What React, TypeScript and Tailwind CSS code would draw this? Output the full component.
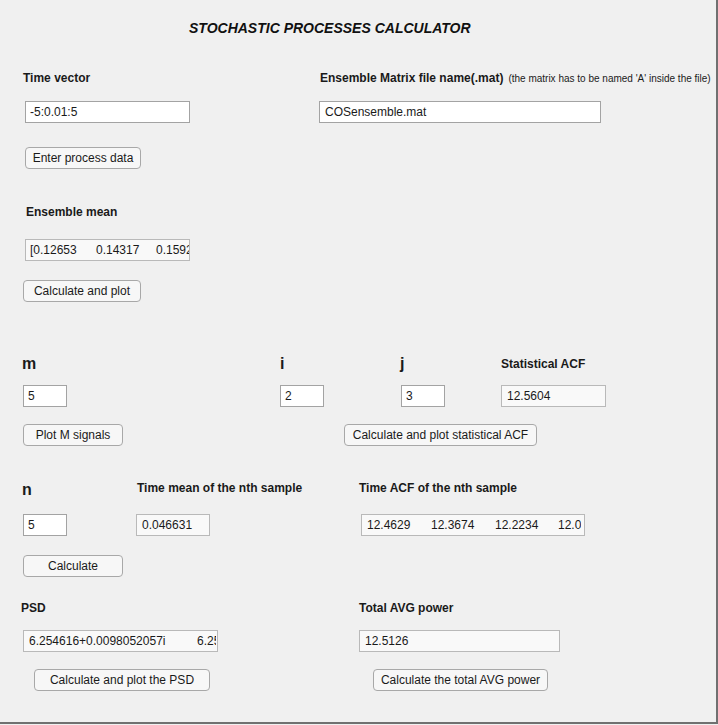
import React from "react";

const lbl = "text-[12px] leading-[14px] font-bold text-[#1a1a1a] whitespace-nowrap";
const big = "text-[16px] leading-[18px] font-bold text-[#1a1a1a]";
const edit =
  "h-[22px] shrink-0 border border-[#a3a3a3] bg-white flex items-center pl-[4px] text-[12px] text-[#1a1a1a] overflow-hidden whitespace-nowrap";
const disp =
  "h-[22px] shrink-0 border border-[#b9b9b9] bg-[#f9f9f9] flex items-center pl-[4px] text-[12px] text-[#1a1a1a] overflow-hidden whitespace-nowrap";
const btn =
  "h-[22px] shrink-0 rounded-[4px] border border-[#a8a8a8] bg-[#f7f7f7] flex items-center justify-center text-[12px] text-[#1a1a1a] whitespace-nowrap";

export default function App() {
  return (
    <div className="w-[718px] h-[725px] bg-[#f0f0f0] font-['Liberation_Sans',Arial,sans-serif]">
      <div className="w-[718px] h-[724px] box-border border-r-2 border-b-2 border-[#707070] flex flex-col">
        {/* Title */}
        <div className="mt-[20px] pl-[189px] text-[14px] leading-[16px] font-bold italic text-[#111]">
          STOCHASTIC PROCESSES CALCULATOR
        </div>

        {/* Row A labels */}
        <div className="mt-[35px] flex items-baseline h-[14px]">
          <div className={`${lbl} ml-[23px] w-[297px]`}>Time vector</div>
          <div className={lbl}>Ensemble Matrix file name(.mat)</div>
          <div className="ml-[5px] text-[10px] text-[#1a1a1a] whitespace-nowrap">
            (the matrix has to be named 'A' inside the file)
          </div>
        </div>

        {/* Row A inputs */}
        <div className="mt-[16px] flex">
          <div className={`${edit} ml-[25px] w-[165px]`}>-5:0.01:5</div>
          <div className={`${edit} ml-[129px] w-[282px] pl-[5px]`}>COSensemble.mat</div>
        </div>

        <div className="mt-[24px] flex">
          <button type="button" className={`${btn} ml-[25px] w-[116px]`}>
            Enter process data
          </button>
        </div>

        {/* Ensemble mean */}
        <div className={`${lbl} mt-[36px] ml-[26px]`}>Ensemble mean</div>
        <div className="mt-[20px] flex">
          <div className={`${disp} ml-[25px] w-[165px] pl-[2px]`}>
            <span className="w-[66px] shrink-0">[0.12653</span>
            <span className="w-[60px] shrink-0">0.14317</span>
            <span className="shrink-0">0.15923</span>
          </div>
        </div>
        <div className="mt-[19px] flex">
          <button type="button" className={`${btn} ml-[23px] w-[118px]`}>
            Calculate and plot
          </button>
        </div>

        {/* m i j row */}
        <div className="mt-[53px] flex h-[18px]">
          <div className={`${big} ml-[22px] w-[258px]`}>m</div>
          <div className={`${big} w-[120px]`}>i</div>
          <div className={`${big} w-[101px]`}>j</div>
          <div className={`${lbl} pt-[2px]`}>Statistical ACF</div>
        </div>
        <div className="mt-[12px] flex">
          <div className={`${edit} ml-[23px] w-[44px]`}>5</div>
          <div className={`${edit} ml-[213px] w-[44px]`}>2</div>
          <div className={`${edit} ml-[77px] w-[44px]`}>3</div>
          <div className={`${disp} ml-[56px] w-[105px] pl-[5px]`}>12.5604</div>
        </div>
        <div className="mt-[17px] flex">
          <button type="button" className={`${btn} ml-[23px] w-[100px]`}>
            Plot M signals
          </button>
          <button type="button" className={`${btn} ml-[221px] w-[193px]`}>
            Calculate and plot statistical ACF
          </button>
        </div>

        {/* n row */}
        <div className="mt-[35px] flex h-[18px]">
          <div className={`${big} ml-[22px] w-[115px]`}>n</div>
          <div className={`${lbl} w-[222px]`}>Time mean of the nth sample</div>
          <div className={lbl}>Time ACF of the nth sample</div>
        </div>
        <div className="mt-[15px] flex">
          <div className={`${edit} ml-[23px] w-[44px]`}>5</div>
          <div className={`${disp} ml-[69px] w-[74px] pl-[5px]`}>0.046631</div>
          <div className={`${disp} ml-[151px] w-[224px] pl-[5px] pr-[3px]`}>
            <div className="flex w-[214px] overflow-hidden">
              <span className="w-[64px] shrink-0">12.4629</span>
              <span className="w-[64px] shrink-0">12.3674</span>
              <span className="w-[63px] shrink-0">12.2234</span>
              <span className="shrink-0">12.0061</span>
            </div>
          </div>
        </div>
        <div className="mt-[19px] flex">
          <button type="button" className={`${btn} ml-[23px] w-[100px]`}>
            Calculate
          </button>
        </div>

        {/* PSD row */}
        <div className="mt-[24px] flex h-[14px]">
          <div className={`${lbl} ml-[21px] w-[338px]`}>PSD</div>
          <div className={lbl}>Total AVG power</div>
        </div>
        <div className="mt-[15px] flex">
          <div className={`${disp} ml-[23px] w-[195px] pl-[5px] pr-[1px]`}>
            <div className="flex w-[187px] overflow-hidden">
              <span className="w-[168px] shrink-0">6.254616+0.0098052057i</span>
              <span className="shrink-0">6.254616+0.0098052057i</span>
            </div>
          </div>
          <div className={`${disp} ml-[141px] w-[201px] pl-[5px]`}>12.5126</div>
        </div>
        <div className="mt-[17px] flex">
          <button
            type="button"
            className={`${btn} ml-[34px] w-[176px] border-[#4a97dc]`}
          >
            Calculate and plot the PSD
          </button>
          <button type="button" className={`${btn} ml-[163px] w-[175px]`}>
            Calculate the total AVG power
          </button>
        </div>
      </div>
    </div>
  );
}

==

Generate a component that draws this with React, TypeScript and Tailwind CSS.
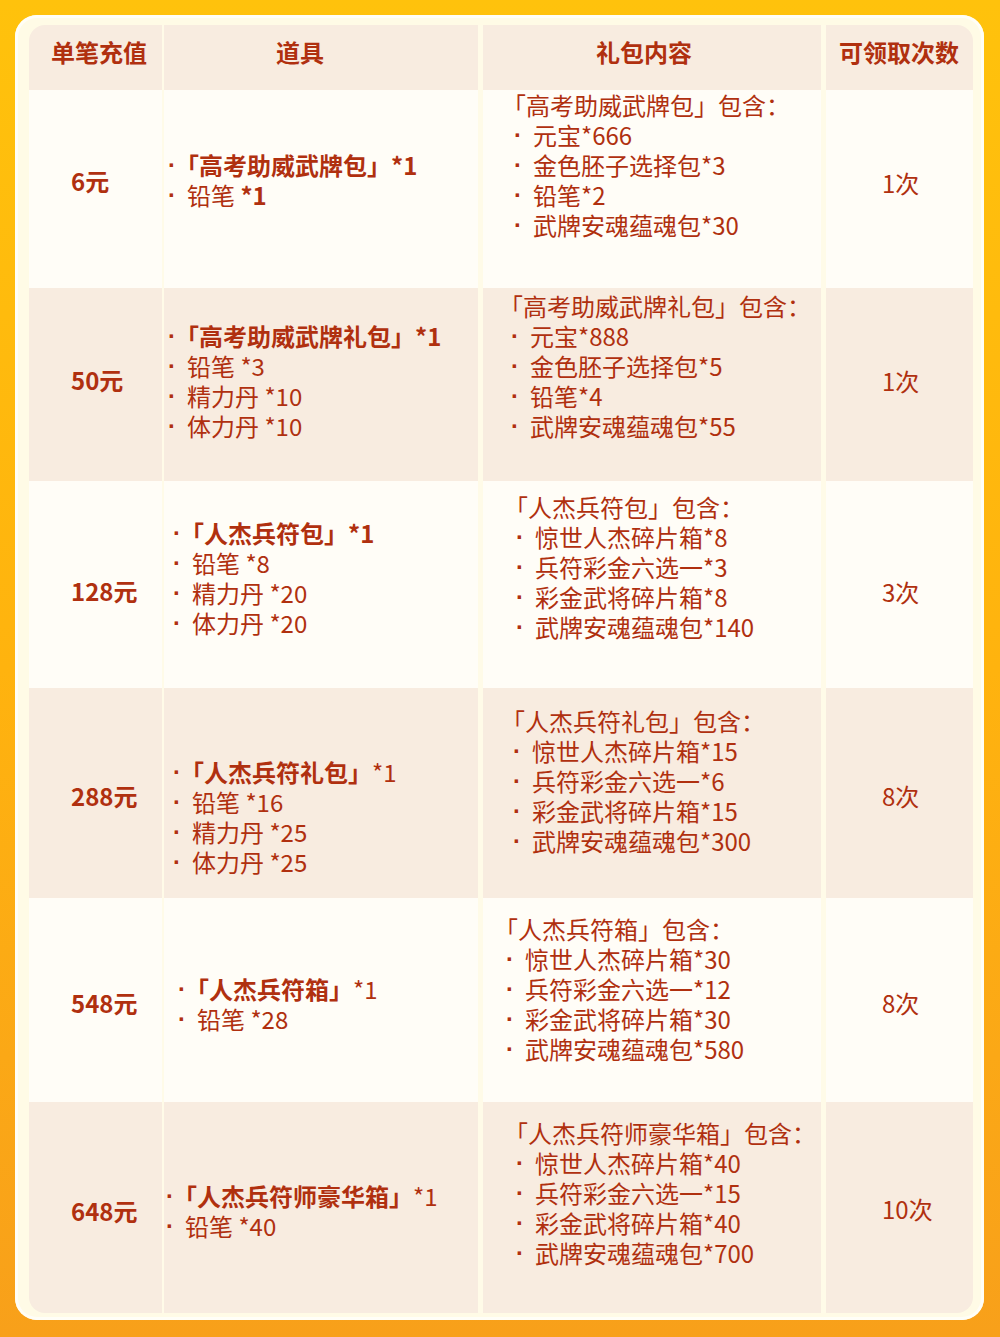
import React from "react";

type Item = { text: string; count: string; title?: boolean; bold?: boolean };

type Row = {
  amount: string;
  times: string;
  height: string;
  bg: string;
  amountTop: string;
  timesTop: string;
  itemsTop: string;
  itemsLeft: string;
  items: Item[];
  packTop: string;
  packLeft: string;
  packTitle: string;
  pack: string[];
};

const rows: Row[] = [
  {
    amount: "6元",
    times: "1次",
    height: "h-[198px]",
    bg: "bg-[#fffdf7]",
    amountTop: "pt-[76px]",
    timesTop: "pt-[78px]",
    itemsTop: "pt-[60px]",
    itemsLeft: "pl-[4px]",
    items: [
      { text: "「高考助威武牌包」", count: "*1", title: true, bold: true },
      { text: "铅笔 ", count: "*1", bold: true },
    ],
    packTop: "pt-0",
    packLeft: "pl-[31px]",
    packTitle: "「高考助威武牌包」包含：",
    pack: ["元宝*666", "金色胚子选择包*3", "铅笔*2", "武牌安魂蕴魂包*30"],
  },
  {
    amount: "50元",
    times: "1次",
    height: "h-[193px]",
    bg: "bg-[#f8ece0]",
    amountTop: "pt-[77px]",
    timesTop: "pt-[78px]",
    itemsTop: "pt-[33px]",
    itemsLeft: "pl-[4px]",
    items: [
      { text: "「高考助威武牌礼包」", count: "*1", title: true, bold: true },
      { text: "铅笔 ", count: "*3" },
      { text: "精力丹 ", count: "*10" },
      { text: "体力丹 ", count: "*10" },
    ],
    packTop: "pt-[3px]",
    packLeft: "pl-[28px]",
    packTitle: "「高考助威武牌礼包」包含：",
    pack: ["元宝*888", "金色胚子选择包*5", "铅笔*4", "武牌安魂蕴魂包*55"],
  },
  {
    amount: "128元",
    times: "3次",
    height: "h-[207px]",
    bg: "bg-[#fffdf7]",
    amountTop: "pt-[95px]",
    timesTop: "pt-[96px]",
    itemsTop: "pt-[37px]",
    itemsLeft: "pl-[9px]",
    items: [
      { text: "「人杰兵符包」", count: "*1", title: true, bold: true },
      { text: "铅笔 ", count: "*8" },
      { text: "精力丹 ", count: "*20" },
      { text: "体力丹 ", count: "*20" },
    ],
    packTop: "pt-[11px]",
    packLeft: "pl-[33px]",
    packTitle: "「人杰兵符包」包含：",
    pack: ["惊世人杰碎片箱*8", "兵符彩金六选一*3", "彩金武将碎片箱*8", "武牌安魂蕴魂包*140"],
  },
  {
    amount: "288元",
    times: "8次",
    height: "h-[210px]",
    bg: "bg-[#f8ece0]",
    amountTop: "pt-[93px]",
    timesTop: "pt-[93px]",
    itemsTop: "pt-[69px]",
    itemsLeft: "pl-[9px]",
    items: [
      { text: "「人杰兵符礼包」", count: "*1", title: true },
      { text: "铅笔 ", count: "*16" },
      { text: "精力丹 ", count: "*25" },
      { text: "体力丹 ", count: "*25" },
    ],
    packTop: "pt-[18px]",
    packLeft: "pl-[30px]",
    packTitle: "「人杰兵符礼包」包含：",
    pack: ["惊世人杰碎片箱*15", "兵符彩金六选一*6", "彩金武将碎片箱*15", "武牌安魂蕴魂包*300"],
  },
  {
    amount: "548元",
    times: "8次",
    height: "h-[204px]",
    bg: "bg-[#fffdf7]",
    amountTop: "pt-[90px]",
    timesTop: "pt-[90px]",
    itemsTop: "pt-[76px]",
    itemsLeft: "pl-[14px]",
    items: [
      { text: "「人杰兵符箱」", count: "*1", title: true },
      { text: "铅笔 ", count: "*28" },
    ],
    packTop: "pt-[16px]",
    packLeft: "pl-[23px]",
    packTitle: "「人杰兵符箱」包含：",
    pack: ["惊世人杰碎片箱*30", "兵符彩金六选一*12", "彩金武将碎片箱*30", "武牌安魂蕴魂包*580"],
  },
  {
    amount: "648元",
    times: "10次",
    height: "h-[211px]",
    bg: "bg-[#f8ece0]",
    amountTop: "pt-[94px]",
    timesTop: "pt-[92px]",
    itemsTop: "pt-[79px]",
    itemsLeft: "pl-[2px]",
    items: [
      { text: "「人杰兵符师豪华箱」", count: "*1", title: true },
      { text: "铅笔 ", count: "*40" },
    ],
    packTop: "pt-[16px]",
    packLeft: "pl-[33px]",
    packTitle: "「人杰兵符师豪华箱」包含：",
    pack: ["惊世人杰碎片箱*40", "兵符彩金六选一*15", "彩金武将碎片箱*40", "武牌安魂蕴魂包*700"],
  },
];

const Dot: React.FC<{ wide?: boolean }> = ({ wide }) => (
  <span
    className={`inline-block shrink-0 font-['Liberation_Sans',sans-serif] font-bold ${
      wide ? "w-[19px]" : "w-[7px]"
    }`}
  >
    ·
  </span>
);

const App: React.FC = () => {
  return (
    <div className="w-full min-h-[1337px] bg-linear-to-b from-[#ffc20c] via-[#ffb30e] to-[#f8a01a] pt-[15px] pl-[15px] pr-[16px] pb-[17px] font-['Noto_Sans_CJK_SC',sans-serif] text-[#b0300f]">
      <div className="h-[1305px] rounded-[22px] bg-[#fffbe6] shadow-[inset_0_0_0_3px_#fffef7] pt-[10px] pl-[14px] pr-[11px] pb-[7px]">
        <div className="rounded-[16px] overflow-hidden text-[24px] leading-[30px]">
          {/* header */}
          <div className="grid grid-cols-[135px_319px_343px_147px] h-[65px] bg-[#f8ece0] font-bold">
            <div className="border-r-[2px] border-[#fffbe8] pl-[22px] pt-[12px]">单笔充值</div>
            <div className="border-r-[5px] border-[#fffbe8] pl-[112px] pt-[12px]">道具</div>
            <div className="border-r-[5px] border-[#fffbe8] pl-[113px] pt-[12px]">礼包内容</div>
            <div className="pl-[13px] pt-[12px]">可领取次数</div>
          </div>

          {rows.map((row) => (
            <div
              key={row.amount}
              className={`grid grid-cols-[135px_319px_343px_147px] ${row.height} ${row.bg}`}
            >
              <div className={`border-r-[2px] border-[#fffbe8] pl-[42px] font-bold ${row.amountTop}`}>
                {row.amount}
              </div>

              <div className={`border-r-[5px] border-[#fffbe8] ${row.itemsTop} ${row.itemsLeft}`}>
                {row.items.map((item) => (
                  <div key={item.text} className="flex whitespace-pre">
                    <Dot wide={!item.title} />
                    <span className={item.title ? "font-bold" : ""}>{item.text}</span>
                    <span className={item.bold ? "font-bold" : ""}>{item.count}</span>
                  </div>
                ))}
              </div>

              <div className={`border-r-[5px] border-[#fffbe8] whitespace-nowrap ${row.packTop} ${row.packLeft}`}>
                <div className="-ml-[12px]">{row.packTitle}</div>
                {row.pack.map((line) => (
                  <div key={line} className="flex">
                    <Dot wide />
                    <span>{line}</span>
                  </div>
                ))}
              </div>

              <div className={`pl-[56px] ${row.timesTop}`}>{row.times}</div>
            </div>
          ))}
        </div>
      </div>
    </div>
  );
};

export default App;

* * *

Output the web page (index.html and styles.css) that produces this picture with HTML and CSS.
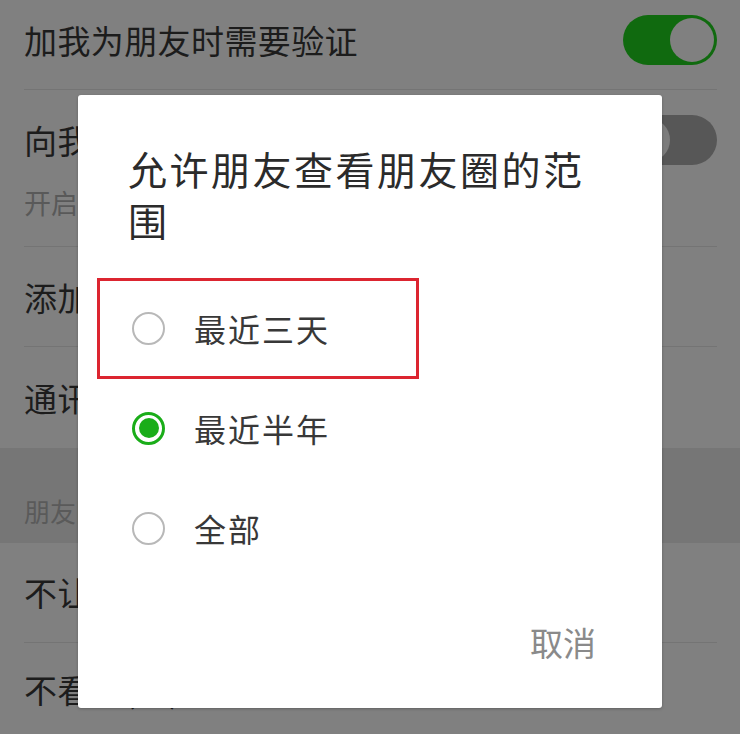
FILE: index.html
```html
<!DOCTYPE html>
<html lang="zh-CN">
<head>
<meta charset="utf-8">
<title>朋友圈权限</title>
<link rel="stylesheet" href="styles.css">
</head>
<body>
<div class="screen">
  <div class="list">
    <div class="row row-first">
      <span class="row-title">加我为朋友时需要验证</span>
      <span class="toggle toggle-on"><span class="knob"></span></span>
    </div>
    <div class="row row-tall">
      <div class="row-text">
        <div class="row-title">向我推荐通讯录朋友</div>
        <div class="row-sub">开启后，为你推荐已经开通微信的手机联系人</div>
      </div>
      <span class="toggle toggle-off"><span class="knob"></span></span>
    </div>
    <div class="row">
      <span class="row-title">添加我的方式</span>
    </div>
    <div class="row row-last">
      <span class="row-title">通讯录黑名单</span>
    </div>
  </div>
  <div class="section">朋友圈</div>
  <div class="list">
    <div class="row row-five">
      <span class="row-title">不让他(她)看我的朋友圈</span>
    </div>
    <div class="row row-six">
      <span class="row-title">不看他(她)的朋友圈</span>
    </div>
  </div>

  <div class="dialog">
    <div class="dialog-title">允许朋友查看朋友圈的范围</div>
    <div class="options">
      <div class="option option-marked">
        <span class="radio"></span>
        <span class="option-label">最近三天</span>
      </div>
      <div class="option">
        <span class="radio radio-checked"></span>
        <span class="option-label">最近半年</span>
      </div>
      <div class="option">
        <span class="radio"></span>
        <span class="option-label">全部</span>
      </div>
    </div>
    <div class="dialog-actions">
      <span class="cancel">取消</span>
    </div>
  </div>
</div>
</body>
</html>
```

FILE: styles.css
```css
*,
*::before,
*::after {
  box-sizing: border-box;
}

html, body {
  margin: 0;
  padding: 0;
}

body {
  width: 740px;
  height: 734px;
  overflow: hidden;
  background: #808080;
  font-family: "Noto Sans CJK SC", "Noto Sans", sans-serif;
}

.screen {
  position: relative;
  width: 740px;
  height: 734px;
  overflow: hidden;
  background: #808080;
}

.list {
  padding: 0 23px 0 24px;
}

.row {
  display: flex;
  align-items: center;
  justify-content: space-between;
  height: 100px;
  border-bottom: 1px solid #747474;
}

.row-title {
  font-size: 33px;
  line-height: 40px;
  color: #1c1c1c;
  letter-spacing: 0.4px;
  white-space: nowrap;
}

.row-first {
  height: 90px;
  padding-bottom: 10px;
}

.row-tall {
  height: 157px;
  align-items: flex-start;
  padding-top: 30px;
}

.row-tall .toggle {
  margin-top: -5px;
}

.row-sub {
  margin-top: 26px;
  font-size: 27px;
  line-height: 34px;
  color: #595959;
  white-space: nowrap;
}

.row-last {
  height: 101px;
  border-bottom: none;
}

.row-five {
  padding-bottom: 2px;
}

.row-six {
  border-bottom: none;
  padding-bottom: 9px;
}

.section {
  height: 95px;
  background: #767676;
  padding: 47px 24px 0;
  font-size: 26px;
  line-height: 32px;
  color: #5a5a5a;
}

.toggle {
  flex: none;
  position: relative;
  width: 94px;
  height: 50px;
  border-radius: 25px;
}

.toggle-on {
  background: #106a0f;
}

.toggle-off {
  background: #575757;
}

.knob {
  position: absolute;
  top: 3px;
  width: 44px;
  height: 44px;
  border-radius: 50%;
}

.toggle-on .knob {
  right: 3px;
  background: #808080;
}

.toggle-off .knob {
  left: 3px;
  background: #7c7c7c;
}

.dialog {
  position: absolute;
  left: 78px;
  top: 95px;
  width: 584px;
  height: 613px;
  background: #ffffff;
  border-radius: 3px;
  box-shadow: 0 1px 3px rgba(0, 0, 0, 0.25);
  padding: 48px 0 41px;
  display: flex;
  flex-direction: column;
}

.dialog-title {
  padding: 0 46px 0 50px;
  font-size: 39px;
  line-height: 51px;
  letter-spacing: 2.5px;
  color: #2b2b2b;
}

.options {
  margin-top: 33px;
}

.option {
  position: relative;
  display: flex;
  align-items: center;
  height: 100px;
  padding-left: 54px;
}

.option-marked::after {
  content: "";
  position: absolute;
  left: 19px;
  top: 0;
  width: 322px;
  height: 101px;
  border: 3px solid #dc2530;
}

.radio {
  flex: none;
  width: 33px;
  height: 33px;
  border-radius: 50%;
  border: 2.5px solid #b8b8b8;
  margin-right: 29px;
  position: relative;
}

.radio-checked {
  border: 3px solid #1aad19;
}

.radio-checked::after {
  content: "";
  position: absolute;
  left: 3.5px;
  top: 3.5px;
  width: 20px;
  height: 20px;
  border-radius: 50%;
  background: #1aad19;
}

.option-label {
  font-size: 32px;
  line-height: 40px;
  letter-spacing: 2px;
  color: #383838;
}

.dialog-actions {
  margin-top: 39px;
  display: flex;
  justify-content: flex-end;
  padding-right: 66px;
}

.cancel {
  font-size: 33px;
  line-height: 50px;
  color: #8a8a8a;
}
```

> **Given task**:
Tally up the lines in the records that contain the word "component" and give only the total.

> **Output of the exercise**:
2